У Ларса фон Триера тоже выходят притчи, но более мрачные, жесткие. В них нет места прощения человеку, как и у Лантимоса. Но однако Триер идет дальше. Герои его фильмов оказываются наказаны не роком или судьбой (порой персонифицированной), а таким же человеком. Ларс фон Триер как будто и в небеса смотреть не хочет. Ненависть, злость и насилие рождает мстительность и ответную реакцию.
Обилие символики и отсылок к мифам , священным книгам и киноискусству.
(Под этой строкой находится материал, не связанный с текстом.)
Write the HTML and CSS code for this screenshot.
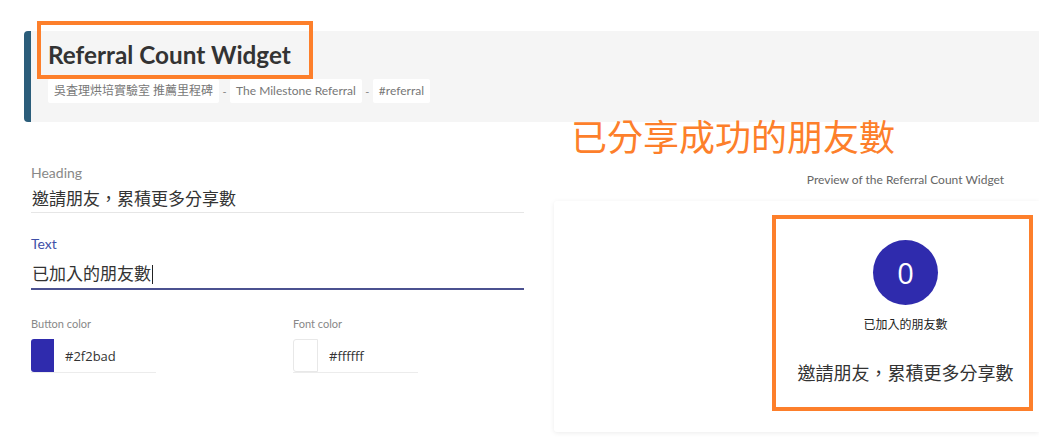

В фильмах Лантимоса и Триера обилие отсылок к другим произведениям искусства. Материалом служит всё. Легенда об Ифигении ложится в основу "Убийства священного оленя" Лантимоса, а Ларс фон Триер берется за экранизацию нереализованного сценария К. Т. Дрейера, в основе которого миф о Медее.
Библия тоже находит свое воплощение в творчестве режиссеров. Героиня "Убийства священного оленя" омывает ноги антагонисту и плачет, как это делала грешница Христу. А в "Догвиле" Триера можно проследить историю Содома и Гоморры с гангстерским налетом.
Оба режиссера синефилы и, конечно, мировой кинематограф отражен в их работах. В "Клыке" дочка главных героев познает реальный мир именно через кинематограф, она смотрит "Рокки", "Челюсти", "Они зовут меня Брюсом?". А когда герой "Антихриста" оказывается в летнем домике в попытке разобраться с тем, что происходит с его женой и читает ее записи, это напоминает ход событий в "Сиянии" Кубрика. И это я молчу о музыке, изобразительном искусстве и мировой литературе. Об отсылках, аллюзиях, цитатах, реминисценциях можно писать научную работу по каждому.
Символика была согласно "Догме 95" табу для Триера, но чем дальше он развивается как режиссер, тем больше он привносит ее в свои фильмы. В "Антихристе" уже на обложке он намекает нам на то, где вселенское зло скрыто (в названии спрятано Зеркало Венеры), да и весь фильм изобилует символикой, преимущественно библейской.
У Лантимоса символика появляется не часто и не всегда в культурном контесте. Например, лобстер в одноименном фильме - символ замкнутости, закрытости героя и людей в целом, которые под броней прячут свою мягкотелость и ранимость.
За сим кланяюсь, друзья, покорно прошу уведомлять меня о том, что вам понравилось.